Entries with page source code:
···

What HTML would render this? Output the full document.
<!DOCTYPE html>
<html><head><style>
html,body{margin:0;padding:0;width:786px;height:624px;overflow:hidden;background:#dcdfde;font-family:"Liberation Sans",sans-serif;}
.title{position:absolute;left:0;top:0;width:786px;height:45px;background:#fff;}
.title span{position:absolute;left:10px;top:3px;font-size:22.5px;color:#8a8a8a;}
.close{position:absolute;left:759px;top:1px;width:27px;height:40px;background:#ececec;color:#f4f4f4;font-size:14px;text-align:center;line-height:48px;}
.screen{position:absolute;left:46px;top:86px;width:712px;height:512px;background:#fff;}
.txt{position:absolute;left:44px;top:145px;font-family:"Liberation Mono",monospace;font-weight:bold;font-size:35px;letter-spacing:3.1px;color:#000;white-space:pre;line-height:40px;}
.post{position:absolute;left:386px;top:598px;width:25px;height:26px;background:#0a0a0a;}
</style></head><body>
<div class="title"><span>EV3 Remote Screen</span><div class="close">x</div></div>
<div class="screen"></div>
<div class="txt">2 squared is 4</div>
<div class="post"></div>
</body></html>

···

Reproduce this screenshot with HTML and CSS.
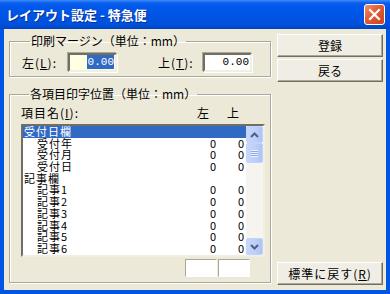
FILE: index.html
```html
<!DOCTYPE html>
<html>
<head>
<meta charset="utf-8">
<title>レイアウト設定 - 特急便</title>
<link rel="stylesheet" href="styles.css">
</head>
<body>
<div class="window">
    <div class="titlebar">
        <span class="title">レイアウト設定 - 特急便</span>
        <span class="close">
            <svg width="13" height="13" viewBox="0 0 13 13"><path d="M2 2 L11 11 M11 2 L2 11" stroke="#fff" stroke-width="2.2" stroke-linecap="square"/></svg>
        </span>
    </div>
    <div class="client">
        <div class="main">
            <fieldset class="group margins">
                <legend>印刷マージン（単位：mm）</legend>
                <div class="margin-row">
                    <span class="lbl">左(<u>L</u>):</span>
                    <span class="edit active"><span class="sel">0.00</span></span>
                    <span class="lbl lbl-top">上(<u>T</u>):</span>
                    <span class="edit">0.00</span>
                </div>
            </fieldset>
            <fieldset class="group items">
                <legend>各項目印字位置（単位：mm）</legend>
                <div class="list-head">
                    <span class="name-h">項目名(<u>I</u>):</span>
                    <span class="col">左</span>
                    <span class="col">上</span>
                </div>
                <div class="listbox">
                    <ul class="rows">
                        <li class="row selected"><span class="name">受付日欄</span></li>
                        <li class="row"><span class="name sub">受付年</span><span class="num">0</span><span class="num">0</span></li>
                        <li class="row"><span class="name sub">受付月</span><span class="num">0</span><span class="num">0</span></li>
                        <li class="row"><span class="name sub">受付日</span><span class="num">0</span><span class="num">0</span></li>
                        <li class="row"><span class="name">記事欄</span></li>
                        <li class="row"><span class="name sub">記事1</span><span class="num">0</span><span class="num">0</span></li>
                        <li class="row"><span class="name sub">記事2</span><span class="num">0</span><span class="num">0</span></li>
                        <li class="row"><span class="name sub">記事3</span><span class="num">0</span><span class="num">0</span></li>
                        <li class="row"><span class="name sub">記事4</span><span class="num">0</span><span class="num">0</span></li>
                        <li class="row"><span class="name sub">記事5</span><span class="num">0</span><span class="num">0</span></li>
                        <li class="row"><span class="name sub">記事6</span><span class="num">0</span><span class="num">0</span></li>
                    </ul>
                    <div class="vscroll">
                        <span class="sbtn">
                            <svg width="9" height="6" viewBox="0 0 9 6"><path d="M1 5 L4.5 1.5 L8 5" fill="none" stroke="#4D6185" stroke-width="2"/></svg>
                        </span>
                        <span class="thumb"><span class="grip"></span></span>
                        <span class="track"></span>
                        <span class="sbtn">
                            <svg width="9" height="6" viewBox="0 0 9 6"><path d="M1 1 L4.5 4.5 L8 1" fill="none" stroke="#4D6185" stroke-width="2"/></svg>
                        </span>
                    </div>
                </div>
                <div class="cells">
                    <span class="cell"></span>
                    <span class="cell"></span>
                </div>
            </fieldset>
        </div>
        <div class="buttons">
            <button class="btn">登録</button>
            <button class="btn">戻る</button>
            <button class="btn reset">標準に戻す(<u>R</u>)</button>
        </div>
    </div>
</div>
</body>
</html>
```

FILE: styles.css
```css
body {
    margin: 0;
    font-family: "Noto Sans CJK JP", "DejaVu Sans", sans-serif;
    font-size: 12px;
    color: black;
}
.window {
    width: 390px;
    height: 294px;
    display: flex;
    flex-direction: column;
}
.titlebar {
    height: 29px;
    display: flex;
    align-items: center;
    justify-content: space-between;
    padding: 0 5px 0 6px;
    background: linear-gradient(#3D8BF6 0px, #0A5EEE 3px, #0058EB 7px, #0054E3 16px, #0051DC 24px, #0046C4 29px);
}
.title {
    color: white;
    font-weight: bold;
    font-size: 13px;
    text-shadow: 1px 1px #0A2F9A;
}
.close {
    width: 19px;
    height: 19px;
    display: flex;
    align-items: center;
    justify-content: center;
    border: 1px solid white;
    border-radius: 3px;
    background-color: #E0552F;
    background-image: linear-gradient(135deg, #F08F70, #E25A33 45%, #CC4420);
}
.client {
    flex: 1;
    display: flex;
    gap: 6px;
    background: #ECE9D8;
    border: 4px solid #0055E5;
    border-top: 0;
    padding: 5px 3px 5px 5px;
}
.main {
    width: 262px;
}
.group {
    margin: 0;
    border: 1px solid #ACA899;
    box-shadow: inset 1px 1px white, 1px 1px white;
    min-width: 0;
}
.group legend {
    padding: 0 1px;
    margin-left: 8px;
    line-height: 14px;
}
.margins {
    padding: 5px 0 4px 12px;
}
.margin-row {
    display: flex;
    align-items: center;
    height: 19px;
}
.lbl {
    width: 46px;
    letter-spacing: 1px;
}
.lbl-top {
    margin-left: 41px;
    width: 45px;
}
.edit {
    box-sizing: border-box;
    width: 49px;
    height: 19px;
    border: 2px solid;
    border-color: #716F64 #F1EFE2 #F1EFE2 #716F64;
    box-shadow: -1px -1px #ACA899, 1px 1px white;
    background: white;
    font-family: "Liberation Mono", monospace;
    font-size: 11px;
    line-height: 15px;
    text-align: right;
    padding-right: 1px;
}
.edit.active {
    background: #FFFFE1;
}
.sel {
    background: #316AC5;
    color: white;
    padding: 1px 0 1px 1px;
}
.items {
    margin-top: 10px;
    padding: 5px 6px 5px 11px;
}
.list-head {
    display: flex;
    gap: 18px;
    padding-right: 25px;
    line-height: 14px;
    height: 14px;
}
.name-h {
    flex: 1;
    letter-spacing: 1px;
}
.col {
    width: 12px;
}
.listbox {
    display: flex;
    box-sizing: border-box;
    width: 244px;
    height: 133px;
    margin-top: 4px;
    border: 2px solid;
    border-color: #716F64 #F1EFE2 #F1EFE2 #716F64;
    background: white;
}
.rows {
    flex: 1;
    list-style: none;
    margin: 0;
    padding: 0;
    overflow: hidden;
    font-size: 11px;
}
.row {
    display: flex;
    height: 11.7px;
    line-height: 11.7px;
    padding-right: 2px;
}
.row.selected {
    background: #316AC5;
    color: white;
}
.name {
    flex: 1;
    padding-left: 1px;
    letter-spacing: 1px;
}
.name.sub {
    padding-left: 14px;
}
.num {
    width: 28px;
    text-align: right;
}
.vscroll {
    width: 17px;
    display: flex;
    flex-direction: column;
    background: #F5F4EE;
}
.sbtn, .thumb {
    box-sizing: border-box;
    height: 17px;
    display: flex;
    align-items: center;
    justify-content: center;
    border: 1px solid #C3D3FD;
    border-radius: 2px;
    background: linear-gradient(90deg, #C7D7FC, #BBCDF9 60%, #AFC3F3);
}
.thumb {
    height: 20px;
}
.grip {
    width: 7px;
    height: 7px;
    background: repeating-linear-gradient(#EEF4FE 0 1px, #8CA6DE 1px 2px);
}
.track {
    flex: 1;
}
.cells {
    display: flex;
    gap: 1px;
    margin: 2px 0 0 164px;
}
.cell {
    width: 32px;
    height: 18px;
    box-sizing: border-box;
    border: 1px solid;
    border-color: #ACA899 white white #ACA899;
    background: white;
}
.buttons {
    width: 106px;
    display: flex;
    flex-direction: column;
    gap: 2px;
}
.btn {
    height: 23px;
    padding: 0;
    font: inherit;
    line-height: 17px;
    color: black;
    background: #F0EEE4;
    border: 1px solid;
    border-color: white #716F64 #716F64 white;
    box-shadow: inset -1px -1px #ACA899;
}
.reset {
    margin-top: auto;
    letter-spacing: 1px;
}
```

···

EXERCISE OBJECTIVE:
Repeat exactly the lines running from the one with "What HTML would" through the one with "</body></html>", both included.

TASK RESULT:
What HTML would render this? Output the full document.
<!DOCTYPE html>
<html><head><style>
html,body{margin:0;padding:0;width:786px;height:624px;overflow:hidden;background:#dcdfde;font-family:"Liberation Sans",sans-serif;}
.title{position:absolute;left:0;top:0;width:786px;height:45px;background:#fff;}
.title span{position:absolute;left:10px;top:3px;font-size:22.5px;color:#8a8a8a;}
.close{position:absolute;left:759px;top:1px;width:27px;height:40px;background:#ececec;color:#f4f4f4;font-size:14px;text-align:center;line-height:48px;}
.screen{position:absolute;left:46px;top:86px;width:712px;height:512px;background:#fff;}
.txt{position:absolute;left:44px;top:145px;font-family:"Liberation Mono",monospace;font-weight:bold;font-size:35px;letter-spacing:3.1px;color:#000;white-space:pre;line-height:40px;}
.post{position:absolute;left:386px;top:598px;width:25px;height:26px;background:#0a0a0a;}
</style></head><body>
<div class="title"><span>EV3 Remote Screen</span><div class="close">x</div></div>
<div class="screen"></div>
<div class="txt">2 squared is 4</div>
<div class="post"></div>
</body></html>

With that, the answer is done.